Leave out the pictures, then reproduce the rest of the material exactly.
* start *
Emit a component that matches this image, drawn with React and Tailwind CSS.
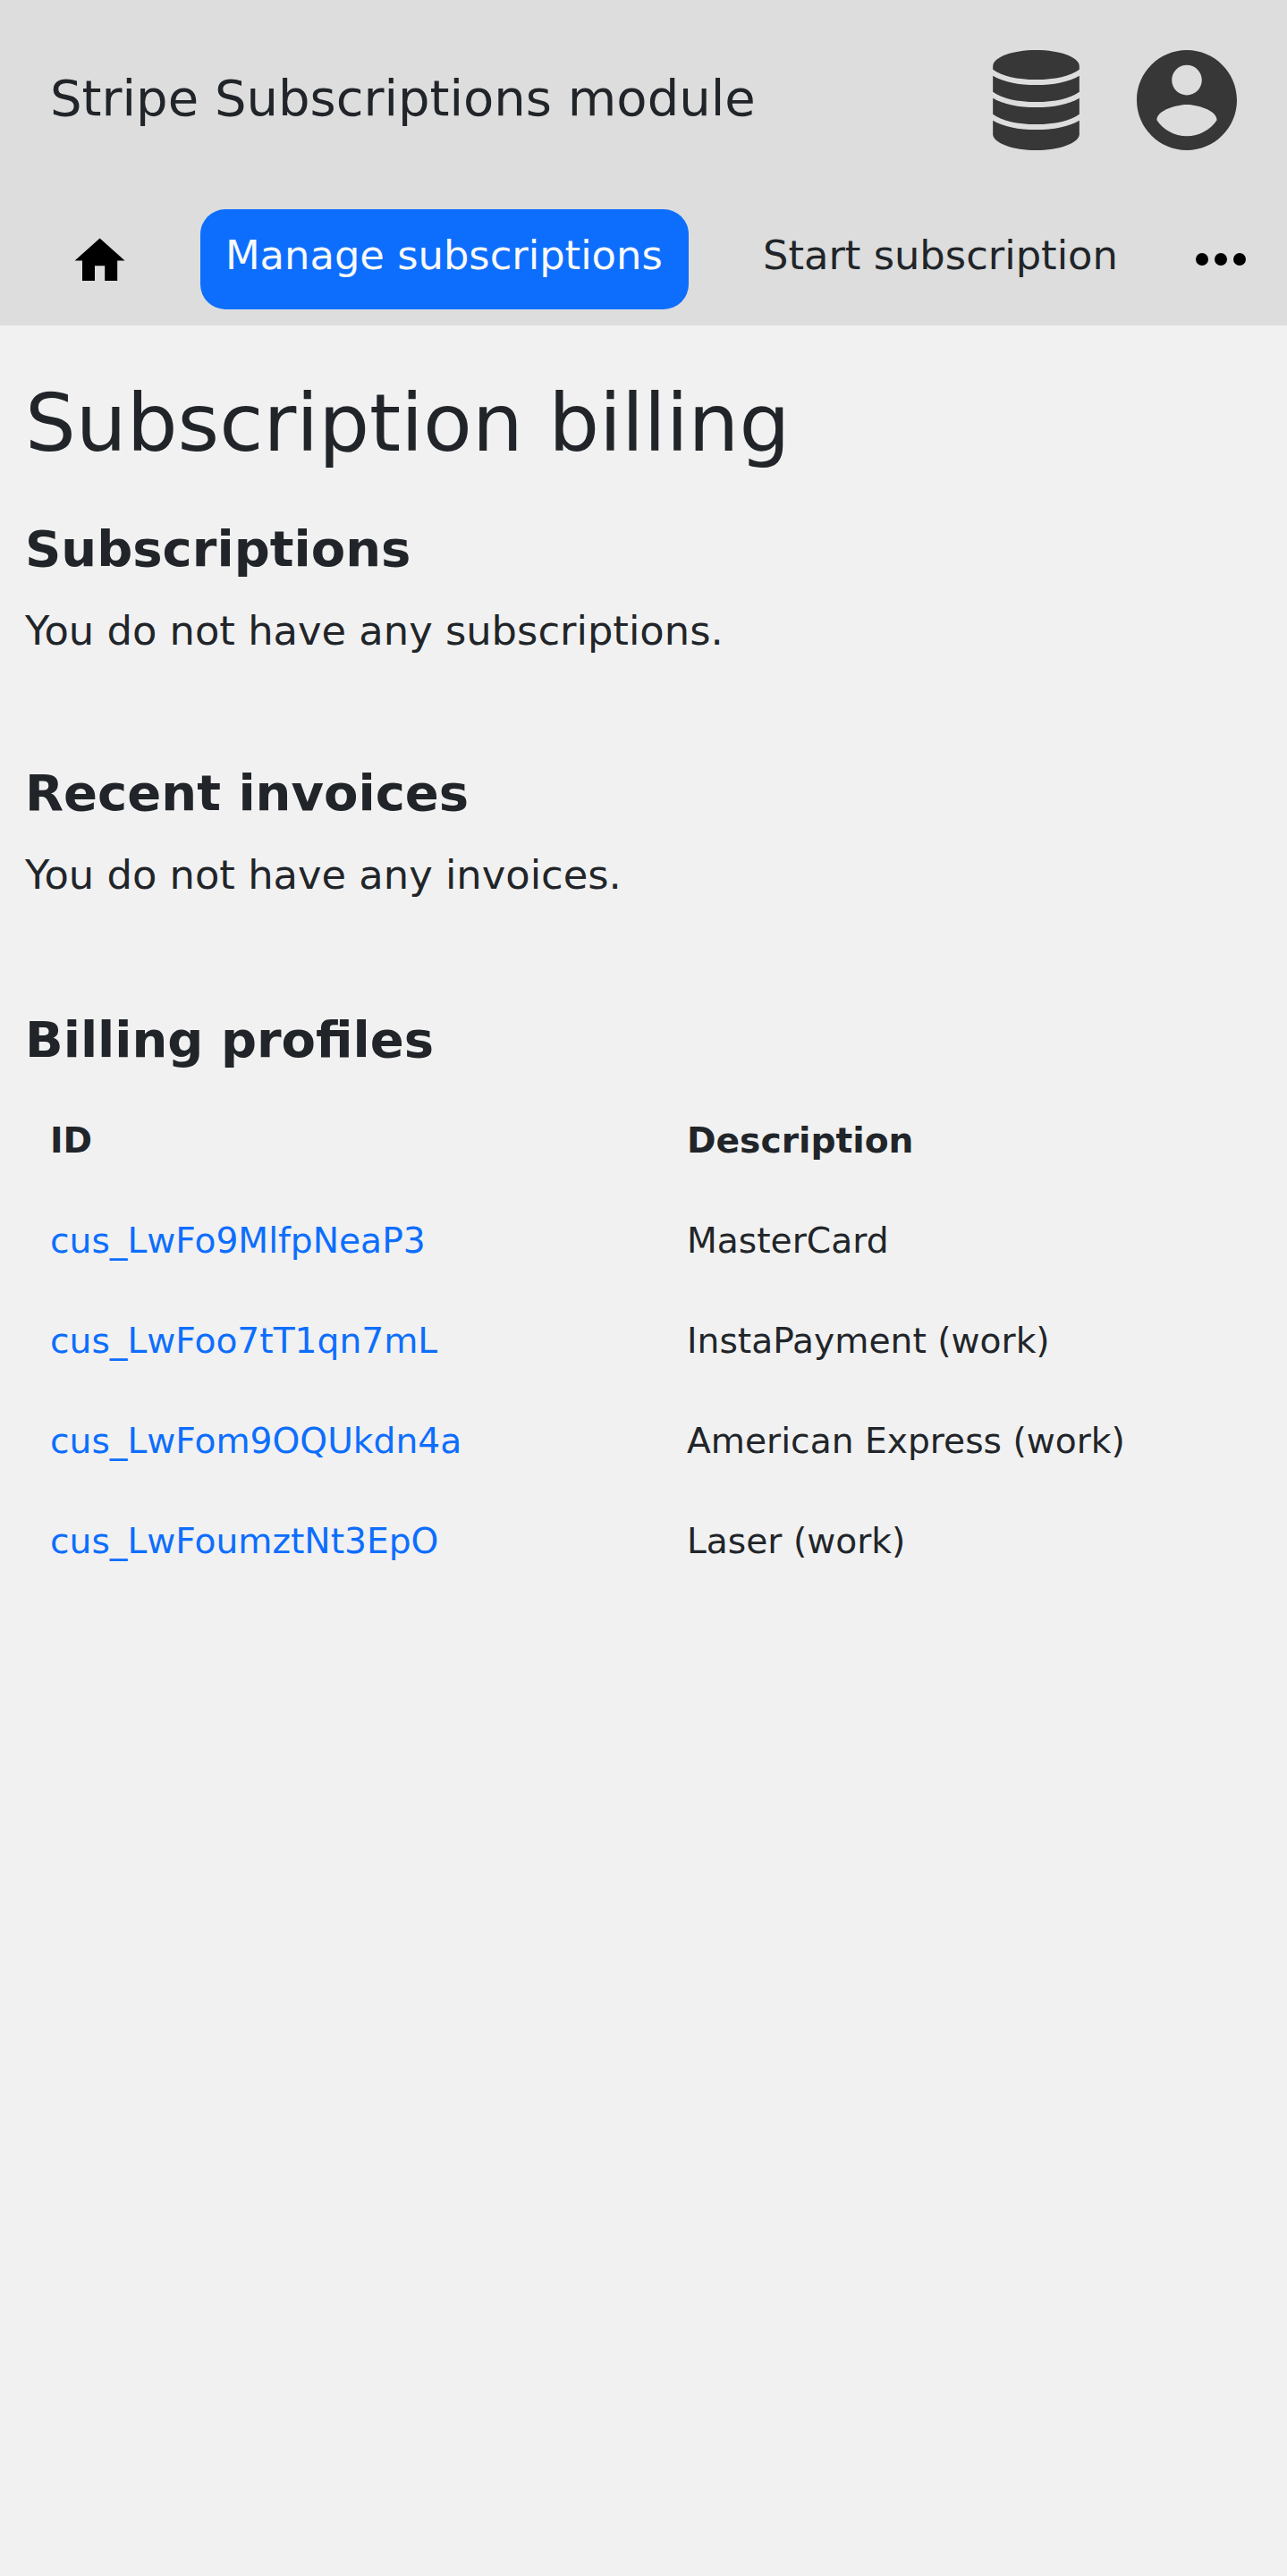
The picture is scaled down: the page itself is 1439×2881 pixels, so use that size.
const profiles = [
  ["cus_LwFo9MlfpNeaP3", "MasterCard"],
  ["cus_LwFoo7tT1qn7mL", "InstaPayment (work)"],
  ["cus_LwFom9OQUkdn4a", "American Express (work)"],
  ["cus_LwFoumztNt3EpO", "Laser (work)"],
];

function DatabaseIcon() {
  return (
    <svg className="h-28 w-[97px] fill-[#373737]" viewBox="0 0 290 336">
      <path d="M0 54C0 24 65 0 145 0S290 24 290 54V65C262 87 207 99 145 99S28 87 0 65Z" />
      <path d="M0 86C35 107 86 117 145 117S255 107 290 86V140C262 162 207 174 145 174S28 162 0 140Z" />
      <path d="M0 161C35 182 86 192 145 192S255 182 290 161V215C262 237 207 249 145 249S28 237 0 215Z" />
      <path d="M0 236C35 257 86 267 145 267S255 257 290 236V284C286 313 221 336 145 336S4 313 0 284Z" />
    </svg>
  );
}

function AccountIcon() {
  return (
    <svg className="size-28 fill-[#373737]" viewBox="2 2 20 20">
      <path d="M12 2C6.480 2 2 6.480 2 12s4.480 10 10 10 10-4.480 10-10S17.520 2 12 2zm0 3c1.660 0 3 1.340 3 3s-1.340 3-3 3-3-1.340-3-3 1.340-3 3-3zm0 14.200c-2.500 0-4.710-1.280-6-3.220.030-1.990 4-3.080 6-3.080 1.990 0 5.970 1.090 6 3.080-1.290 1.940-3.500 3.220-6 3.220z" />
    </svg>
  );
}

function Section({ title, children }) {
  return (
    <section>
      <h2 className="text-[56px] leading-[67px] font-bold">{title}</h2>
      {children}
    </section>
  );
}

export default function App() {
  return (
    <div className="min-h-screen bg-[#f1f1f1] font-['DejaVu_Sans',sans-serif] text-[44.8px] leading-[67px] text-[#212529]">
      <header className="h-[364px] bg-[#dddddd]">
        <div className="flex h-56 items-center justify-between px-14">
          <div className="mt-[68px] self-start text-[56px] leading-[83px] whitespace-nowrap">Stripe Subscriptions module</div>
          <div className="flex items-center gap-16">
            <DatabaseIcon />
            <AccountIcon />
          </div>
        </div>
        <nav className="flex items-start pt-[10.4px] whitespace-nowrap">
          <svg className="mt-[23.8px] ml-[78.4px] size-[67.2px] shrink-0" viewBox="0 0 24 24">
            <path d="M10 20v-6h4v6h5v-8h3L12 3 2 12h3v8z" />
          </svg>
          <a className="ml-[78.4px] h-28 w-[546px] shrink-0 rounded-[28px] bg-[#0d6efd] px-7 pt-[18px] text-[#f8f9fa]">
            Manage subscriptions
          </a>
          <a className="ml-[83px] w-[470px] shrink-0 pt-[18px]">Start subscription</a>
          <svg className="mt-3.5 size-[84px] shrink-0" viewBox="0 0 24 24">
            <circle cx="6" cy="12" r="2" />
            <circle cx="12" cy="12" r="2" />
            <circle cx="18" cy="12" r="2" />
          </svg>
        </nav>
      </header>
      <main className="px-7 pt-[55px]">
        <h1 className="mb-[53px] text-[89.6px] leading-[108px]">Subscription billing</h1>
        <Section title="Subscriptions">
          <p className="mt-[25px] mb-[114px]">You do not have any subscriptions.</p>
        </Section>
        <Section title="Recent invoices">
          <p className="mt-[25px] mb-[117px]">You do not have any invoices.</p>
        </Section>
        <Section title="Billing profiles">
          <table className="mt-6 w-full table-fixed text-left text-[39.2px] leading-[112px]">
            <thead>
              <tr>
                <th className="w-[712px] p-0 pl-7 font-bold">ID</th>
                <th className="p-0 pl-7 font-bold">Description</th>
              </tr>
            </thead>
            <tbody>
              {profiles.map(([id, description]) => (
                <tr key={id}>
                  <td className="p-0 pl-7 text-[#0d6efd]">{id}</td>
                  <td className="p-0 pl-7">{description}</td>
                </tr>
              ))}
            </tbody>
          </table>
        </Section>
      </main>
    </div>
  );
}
* end *
Task solution:
Emit a component that matches this image, drawn with React and Tailwind CSS.
The picture is scaled down: the page itself is 1439×2881 pixels, so use that size.
const profiles = [
  ["cus_LwFo9MlfpNeaP3", "MasterCard"],
  ["cus_LwFoo7tT1qn7mL", "InstaPayment (work)"],
  ["cus_LwFom9OQUkdn4a", "American Express (work)"],
  ["cus_LwFoumztNt3EpO", "Laser (work)"],
];

function DatabaseIcon() {
  return (
    <svg className="h-28 w-[97px] fill-[#373737]" viewBox="0 0 290 336">
      <path d="M0 54C0 24 65 0 145 0S290 24 290 54V65C262 87 207 99 145 99S28 87 0 65Z" />
      <path d="M0 86C35 107 86 117 145 117S255 107 290 86V140C262 162 207 174 145 174S28 162 0 140Z" />
      <path d="M0 161C35 182 86 192 145 192S255 182 290 161V215C262 237 207 249 145 249S28 237 0 215Z" />
      <path d="M0 236C35 257 86 267 145 267S255 257 290 236V284C286 313 221 336 145 336S4 313 0 284Z" />
    </svg>
  );
}

function AccountIcon() {
  return (
    <svg className="size-28 fill-[#373737]" viewBox="2 2 20 20">
      <path d="M12 2C6.480 2 2 6.480 2 12s4.480 10 10 10 10-4.480 10-10S17.520 2 12 2zm0 3c1.660 0 3 1.340 3 3s-1.340 3-3 3-3-1.340-3-3 1.340-3 3-3zm0 14.200c-2.500 0-4.710-1.280-6-3.220.030-1.990 4-3.080 6-3.080 1.990 0 5.970 1.090 6 3.080-1.290 1.940-3.500 3.220-6 3.220z" />
    </svg>
  );
}

function Section({ title, children }) {
  return (
    <section>
      <h2 className="text-[56px] leading-[67px] font-bold">{title}</h2>
      {children}
    </section>
  );
}

export default function App() {
  return (
    <div className="min-h-screen bg-[#f1f1f1] font-['DejaVu_Sans',sans-serif] text-[44.8px] leading-[67px] text-[#212529]">
      <header className="h-[364px] bg-[#dddddd]">
        <div className="flex h-56 items-center justify-between px-14">
          <div className="mt-[68px] self-start text-[56px] leading-[83px] whitespace-nowrap">Stripe Subscriptions module</div>
          <div className="flex items-center gap-16">
            <DatabaseIcon />
            <AccountIcon />
          </div>
        </div>
        <nav className="flex items-start pt-[10.4px] whitespace-nowrap">
          <svg className="mt-[23.8px] ml-[78.4px] size-[67.2px] shrink-0" viewBox="0 0 24 24">
            <path d="M10 20v-6h4v6h5v-8h3L12 3 2 12h3v8z" />
          </svg>
          <a className="ml-[78.4px] h-28 w-[546px] shrink-0 rounded-[28px] bg-[#0d6efd] px-7 pt-[18px] text-[#f8f9fa]">
            Manage subscriptions
          </a>
          <a className="ml-[83px] w-[470px] shrink-0 pt-[18px]">Start subscription</a>
          <svg className="mt-3.5 size-[84px] shrink-0" viewBox="0 0 24 24">
            <circle cx="6" cy="12" r="2" />
            <circle cx="12" cy="12" r="2" />
            <circle cx="18" cy="12" r="2" />
          </svg>
        </nav>
      </header>
      <main className="px-7 pt-[55px]">
        <h1 className="mb-[53px] text-[89.6px] leading-[108px]">Subscription billing</h1>
        <Section title="Subscriptions">
          <p className="mt-[25px] mb-[114px]">You do not have any subscriptions.</p>
        </Section>
        <Section title="Recent invoices">
          <p className="mt-[25px] mb-[117px]">You do not have any invoices.</p>
        </Section>
        <Section title="Billing profiles">
          <table className="mt-6 w-full table-fixed text-left text-[39.2px] leading-[112px]">
            <thead>
              <tr>
                <th className="w-[712px] p-0 pl-7 font-bold">ID</th>
                <th className="p-0 pl-7 font-bold">Description</th>
              </tr>
            </thead>
            <tbody>
              {profiles.map(([id, description]) => (
                <tr key={id}>
                  <td className="p-0 pl-7 text-[#0d6efd]">{id}</td>
                  <td className="p-0 pl-7">{description}</td>
                </tr>
              ))}
            </tbody>
          </table>
        </Section>
      </main>
    </div>
  );
}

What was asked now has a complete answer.